• WHAT TO PRODUCE
Find the lines with the string "React" and return them.

• GIVEN DATA
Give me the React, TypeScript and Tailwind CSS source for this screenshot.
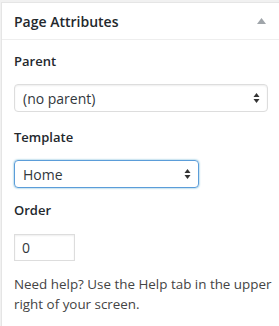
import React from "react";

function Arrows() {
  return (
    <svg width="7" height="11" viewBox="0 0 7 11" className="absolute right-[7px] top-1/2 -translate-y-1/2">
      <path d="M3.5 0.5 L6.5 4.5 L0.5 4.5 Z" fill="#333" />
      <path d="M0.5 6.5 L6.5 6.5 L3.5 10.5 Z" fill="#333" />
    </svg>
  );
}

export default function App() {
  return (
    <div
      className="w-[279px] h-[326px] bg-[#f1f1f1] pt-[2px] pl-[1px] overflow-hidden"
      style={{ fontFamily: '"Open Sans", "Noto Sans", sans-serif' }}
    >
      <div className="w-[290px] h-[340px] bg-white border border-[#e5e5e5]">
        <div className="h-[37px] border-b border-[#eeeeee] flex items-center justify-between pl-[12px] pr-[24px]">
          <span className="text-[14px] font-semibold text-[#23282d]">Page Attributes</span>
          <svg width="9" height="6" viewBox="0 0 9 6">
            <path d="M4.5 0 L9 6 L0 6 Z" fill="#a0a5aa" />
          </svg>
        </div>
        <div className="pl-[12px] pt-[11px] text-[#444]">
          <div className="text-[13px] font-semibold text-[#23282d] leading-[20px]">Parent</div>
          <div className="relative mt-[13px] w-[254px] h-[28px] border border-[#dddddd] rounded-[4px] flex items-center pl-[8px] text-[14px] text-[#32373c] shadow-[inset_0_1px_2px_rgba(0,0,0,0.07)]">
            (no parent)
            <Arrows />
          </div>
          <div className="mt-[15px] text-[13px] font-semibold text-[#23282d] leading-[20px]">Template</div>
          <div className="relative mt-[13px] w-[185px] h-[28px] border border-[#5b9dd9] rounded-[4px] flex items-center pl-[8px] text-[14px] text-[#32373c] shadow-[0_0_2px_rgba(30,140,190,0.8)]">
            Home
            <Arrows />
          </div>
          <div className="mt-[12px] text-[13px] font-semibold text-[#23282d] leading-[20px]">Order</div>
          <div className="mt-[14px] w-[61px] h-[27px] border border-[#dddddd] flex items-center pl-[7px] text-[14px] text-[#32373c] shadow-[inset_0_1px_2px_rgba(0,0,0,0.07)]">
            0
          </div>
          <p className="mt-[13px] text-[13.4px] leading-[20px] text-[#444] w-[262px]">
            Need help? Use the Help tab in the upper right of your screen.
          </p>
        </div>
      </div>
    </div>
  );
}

• IN RESPONSE
Give me the React, TypeScript and Tailwind CSS source for this screenshot.
import React from "react";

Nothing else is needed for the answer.